▶ The request
Count, in the entries, the lines with "this". Answer with the number only.

▶ Exercise materials
########

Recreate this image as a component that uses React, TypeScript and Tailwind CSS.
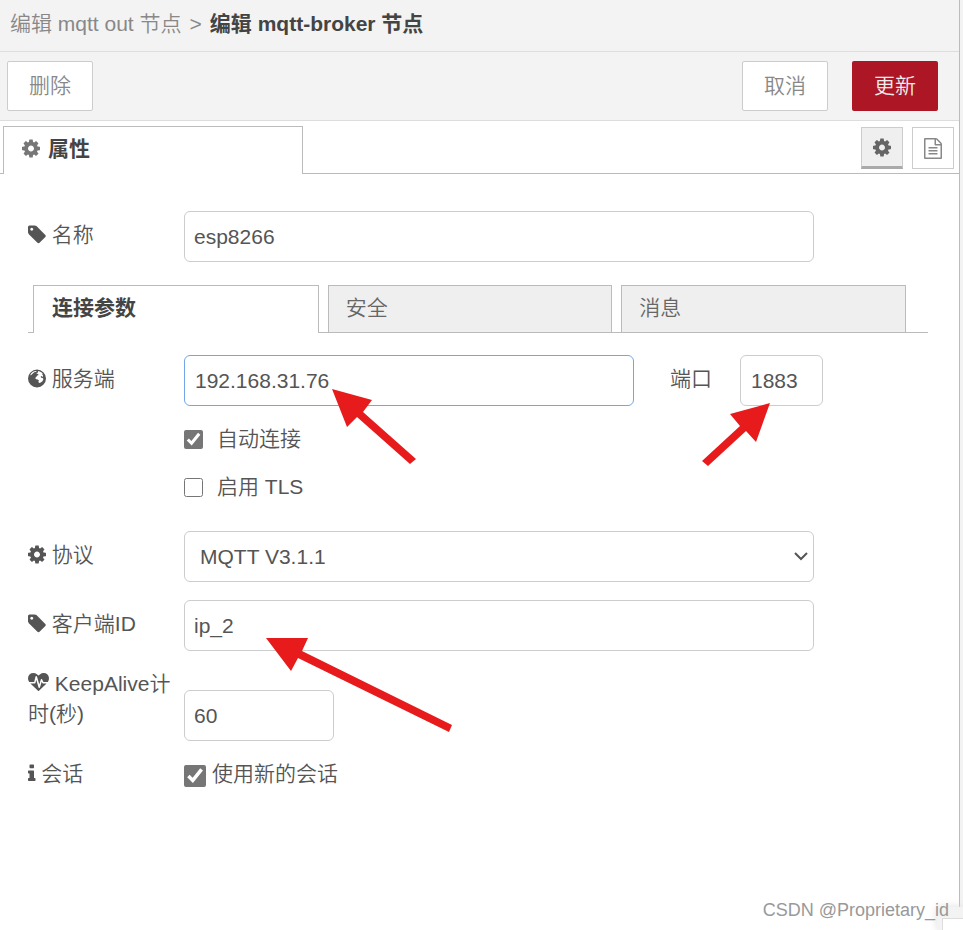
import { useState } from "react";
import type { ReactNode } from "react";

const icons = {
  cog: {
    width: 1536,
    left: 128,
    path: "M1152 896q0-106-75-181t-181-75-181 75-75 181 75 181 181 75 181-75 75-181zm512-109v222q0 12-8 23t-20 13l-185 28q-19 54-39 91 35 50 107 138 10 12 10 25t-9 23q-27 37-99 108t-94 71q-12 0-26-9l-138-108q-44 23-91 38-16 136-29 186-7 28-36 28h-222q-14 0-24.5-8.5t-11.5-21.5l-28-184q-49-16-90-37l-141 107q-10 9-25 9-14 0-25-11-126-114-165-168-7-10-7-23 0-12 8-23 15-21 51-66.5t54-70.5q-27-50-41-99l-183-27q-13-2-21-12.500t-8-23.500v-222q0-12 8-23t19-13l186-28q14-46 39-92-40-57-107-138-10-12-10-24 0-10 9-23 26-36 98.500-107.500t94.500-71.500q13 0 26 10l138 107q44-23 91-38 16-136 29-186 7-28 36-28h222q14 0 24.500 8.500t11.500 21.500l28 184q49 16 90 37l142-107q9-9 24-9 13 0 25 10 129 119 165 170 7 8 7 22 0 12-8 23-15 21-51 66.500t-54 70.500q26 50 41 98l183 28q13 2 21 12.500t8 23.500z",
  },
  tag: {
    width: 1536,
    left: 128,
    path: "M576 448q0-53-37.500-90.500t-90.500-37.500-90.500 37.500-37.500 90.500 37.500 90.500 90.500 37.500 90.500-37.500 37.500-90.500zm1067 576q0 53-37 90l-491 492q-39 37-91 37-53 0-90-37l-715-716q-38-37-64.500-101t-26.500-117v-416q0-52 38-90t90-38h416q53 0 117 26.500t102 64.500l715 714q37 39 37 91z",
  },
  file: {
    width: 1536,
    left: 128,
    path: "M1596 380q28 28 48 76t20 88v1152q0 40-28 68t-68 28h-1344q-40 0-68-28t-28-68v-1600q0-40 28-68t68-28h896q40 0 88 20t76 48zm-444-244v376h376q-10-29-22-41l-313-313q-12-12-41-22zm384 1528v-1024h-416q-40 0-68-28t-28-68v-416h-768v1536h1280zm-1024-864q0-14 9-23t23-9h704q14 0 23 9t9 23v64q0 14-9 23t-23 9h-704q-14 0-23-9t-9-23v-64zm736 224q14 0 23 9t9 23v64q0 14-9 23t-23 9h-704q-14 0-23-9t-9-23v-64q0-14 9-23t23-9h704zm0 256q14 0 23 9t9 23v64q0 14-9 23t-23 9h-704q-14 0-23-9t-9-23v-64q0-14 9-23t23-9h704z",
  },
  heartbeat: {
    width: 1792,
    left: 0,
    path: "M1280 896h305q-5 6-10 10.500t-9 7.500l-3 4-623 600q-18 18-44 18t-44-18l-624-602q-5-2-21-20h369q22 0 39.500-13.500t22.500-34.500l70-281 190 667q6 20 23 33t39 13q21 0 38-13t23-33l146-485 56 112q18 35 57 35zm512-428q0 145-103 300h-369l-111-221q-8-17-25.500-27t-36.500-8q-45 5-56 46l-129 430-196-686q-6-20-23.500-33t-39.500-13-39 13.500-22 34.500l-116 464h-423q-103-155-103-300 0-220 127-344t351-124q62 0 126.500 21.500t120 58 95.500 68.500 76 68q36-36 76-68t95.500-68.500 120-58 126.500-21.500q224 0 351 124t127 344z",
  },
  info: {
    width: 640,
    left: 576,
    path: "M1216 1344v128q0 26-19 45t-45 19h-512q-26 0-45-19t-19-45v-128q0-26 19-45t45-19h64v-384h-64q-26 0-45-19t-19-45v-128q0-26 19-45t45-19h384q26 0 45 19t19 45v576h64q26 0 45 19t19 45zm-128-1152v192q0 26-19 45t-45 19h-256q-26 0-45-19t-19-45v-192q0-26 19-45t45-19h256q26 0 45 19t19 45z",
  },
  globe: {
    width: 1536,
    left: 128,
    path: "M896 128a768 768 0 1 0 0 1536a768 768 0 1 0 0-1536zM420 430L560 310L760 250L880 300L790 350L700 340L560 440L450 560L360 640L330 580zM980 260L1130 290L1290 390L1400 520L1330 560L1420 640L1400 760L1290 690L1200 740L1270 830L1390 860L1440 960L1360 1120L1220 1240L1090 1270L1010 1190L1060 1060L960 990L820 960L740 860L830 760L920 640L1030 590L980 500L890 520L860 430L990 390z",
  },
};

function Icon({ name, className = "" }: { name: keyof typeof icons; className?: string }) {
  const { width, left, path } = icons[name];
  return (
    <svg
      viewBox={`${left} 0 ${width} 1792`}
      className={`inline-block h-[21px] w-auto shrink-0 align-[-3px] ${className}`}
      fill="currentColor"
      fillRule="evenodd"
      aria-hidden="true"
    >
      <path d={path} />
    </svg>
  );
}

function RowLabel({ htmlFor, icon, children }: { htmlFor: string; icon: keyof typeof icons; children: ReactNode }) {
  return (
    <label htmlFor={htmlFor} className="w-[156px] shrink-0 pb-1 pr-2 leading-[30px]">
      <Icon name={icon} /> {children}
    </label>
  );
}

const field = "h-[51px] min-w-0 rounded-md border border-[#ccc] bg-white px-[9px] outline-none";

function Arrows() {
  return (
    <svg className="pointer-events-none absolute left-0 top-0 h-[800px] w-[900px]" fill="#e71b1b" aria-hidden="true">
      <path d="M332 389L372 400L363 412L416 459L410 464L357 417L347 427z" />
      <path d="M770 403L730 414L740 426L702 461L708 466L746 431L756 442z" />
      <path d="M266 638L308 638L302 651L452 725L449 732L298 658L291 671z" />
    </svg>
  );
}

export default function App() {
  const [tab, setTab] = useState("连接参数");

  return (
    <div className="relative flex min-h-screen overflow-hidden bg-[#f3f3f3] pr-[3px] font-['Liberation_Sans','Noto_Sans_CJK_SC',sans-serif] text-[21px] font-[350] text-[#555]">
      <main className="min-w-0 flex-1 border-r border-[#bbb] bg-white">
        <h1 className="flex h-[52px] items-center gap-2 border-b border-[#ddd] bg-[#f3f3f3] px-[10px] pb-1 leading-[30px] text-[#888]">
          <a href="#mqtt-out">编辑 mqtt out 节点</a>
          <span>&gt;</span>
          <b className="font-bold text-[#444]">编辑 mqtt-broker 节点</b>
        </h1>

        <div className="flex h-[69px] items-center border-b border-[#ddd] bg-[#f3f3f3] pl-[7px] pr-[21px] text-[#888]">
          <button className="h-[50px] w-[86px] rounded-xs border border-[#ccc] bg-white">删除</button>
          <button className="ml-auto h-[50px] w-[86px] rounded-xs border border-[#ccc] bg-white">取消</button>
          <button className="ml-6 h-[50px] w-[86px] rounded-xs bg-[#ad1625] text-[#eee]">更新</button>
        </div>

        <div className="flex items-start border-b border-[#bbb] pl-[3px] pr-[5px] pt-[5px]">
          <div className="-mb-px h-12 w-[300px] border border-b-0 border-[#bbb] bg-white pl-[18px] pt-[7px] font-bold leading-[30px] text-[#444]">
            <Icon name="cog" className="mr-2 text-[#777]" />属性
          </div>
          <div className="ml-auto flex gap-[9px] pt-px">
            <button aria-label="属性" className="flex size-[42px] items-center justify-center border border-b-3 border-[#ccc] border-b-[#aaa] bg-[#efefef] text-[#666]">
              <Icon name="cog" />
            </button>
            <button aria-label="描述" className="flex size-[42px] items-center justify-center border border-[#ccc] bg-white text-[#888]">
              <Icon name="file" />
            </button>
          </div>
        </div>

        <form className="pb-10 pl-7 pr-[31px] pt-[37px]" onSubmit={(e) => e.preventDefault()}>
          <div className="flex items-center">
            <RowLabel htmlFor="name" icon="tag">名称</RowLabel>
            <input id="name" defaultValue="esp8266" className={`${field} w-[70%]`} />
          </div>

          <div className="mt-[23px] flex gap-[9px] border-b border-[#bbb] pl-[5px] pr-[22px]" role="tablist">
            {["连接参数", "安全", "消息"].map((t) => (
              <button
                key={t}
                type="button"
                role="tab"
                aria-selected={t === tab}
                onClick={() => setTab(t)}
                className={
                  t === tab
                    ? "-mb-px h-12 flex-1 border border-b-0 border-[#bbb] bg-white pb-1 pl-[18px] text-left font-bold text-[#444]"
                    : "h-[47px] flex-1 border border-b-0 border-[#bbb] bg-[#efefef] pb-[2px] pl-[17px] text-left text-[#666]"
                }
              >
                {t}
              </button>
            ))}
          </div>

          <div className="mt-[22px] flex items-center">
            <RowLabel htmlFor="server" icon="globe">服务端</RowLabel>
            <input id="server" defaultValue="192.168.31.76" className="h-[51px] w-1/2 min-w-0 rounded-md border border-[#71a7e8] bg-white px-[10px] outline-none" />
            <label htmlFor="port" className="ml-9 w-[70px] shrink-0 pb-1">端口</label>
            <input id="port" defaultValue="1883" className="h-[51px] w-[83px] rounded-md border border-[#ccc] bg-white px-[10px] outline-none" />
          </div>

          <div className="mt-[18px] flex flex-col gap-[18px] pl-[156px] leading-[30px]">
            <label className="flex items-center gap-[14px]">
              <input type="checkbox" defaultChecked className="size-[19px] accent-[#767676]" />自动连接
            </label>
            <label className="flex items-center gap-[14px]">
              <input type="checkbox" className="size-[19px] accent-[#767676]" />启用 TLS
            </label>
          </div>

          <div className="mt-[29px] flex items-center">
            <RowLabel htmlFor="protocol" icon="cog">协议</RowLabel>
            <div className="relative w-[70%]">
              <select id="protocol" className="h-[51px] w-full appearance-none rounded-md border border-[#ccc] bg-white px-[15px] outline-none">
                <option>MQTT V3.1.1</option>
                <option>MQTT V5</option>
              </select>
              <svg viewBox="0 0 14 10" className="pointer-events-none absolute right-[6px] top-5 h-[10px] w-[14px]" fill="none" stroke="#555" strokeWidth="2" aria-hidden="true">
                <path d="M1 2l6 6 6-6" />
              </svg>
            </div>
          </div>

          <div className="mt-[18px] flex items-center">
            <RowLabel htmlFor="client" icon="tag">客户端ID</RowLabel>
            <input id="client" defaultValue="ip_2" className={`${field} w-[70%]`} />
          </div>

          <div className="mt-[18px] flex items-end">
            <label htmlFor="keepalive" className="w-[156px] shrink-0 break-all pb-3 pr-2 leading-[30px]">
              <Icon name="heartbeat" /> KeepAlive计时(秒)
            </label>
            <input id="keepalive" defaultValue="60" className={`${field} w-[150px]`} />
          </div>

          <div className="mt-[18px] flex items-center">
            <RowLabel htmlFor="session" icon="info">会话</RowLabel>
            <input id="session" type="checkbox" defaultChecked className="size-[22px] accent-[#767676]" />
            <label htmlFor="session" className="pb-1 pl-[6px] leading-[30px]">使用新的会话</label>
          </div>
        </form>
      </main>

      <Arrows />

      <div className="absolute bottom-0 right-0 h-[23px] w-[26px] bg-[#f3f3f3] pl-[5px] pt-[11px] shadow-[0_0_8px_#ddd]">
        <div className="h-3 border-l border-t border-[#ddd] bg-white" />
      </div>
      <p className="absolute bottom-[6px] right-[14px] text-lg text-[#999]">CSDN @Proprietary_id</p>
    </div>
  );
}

########

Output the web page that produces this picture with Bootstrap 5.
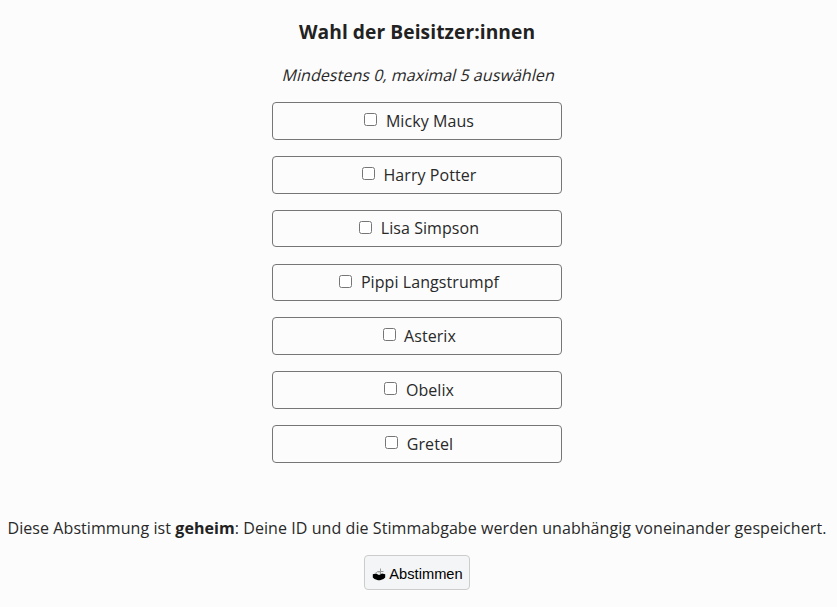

########

▶ Expected output
2